Differentiable holonomic $AV$-modules
Yuly Billig, Henrique Rocha
TL;DR
This work generalizes the theory of $\mathcal{D}$-modules to differentiable $AV$-modules by working with the topologically completed sheaf $\widehat{\mathcal{AV}}$ on a smooth quasi-projective variety. It develops a robust framework based on Gelfand–Kirillov dimension to define holonomicity, proves finite length for holonomic differentiable modules, and establishes a local tensor-product structure: every simple holonomic $\widehat{\mathcal{AV}}$-module is locally of the form $T(P,W)$ with $P$ a simple holonomic $\mathcal{D}$-module and $W$ a simple finite-dimensional $\mathfrak{gl}_n$-module.

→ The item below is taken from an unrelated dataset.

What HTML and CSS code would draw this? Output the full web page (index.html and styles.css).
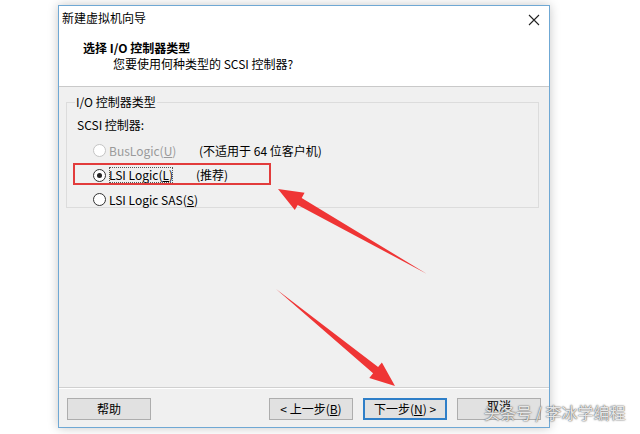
FILE: index.html
```html
<!DOCTYPE html>
<html lang="zh-CN">
<head>
<meta charset="utf-8">
<link rel="stylesheet" href="styles.css">
</head>
<body>
<div class="window">
  <div class="header">
    <div class="titlebar">
      <span class="title">新建虚拟机向导</span>
      <svg class="close" width="12" height="12" viewBox="0 0 12 12"><path d="M1 1L11 11M11 1L1 11" stroke="#222" stroke-width="1.1"/></svg>
    </div>
    <div class="heading">选择 I/O 控制器类型</div>
    <div class="subheading">您要使用何种类型的 SCSI 控制器?</div>
  </div>
  <div class="body">
    <fieldset class="group">
      <legend>I/O 控制器类型</legend>
      <div class="label">SCSI 控制器:</div>
      <div class="options">
        <div class="opt disabled"><span class="radio"></span><span class="name">BusLogic(<u>U</u>)</span><span class="note">(不适用于 64 位客户机)</span></div>
        <div class="opt"><span class="radio checked"></span><span class="name focus">LSI Logic(<u>L</u>)</span><span class="note">(推荐)</span></div>
        <div class="opt"><span class="radio"></span><span class="name">LSI Logic SAS(<u>S</u>)</span></div>
      </div>
    </fieldset>
  </div>
  <div class="footer">
    <button class="btn">帮助</button>
    <span class="spacer"></span>
    <button class="btn">&lt; 上一步(<u>B</u>)</button>
    <button class="btn default">下一步(<u>N</u>) &gt;</button>
    <button class="btn cancel">取消</button>
  </div>
</div>
<div class="highlight"></div>
<svg class="arrows" width="640" height="434" viewBox="0 0 640 434">
  <polygon fill="#ef3535" points="278,189 304.6,192.7 301.7,197.9 427,274 297.7,204.9 294.8,210.1"/>
  <polygon fill="#ef3535" points="276,289 378.1,367.1 381.9,362.5 395,386 369.3,377.9 373.1,373.3"/>
</svg>
<div class="watermark">头条号 / 李冰学编程</div>
</body>
</html>
```
FILE: styles.css
```css
html, body {
  margin: 0;
  padding: 0;
  background: #fff;
}
body {
  width: 640px;
  height: 434px;
  overflow: hidden;
  position: relative;
  font-family: "Noto Sans CJK SC", "DejaVu Sans", sans-serif;
  font-size: 12px;
  color: #000;
}
.window {
  margin: 5px 0 0 58px;
  width: 490px;
  height: 421px;
  border: 1px solid #6fa8d4;
  background: #f0f0f0;
  display: flex;
  flex-direction: column;
  box-shadow: 0 0 10px rgba(0, 0, 0, 0.22);
}
.header {
  background: #fff;
  height: 81px;
  border-bottom: 1px solid #c9c9c9;
  padding: 2px 9px 0 3px;
  box-sizing: border-box;
}
.titlebar {
  display: flex;
  justify-content: space-between;
  align-items: center;
  height: 20px;
  line-height: 16px;
}
.close {
  margin-top: 4px;
}
.heading {
  margin: 12px 0 0 21px;
  font-weight: bold;
  line-height: 16px;
}
.subheading {
  margin: 0 0 0 51px;
  line-height: 16px;
}
.body {
  flex: 1;
  padding: 7px 10px 0 7px;
  border-bottom: 1px solid #d0d0d0;
  box-shadow: 0 1px 0 #fff;
}
.group {
  margin: 0;
  height: 114px;
  box-sizing: border-box;
  border: 1px solid #dcdcdc;
  padding: 7px 10px 0 10px;
}
.group legend {
  padding: 0 1px;
  margin-left: -2px;
  line-height: 16px;
}
.label {
  line-height: 16px;
}
.options {
  margin-top: 9px;
  padding-left: 16px;
  display: flex;
  flex-direction: column;
  gap: 7.5px;
}
.opt {
  display: flex;
  align-items: center;
  height: 17px;
  line-height: 16px;
}
.radio {
  width: 11px;
  height: 11px;
  border: 1px solid #333;
  border-radius: 50%;
  background: #fff;
  margin-right: 3px;
  position: relative;
  box-sizing: content-box;
}
.radio.checked::after {
  content: "";
  position: absolute;
  left: 3px;
  top: 3px;
  width: 5px;
  height: 5px;
  border-radius: 50%;
  background: #222;
}
.disabled .radio {
  border-color: #c4c4c4;
}
.disabled .name {
  color: #9a9a9a;
}
.name {
  width: 90px;
}
.name.focus {
  outline: 1px dotted #555;
  outline-offset: -1px;
  width: auto;
  margin-right: 23px;
}
.footer {
  height: 39px;
  display: flex;
  align-items: flex-start;
  padding: 10px 8px 0 8px;
  box-sizing: border-box;
  gap: 10px;
}
.spacer {
  flex: 1;
}
.btn {
  width: 84px;
  height: 22px;
  font-family: inherit;
  font-size: 12px;
  line-height: 16px;
  background: #e1e1e1;
  border: 1px solid #adadad;
  padding: 0;
  color: #000;
}
.btn.cancel {
  line-height: 12px;
  padding-bottom: 6px;
}
.btn.default {
  border: 2px solid #2f7fc8;
}
.highlight {
  position: absolute;
  left: 73px;
  top: 163px;
  width: 198px;
  height: 22px;
  border: 2px solid #e23c3c;
  box-sizing: border-box;
}
.arrows {
  position: absolute;
  left: 0;
  top: 0;
}
.watermark {
  position: absolute;
  left: 484px;
  top: 403px;
  font-size: 16px;
  line-height: 18px;
  color: rgba(255, 255, 255, 0.85);
  text-shadow: 0 0 1px #555, 0 0 2px #666;
}
```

When $W$ is integrable, simple holonomic modules globally decompose as $\mathcal{P} \otimes \mathcal{J}^W$; for non-integrable $W$ a charged $\mathcal{D}$-module description arises. The paper also characterizes $\mathcal{O}$-coherent $\widehat{\mathcal{AV}}$-modules as vector bundles and studies the role of central characters in gl_n, including Rudakov and gauge-module constructions, which illuminate how simple differentiable holonomic modules glue across charts and their relations to tensor modules.
Abstract
We study differentiable holonomic sheaves of $AV$-modules on a smooth quasi-projective variety. We show that a simple differentiable holonomic sheaf $M$ of $AV$-modules is locally the tensor product of a simple holonomic $D$-module and a simple finite-dimensional $gl_n$-module $W$. In particular, in the case when $W$ is integrable, $M$ is the tensor product of a simple holonomic $D$-module and the tensor module associated with $W$.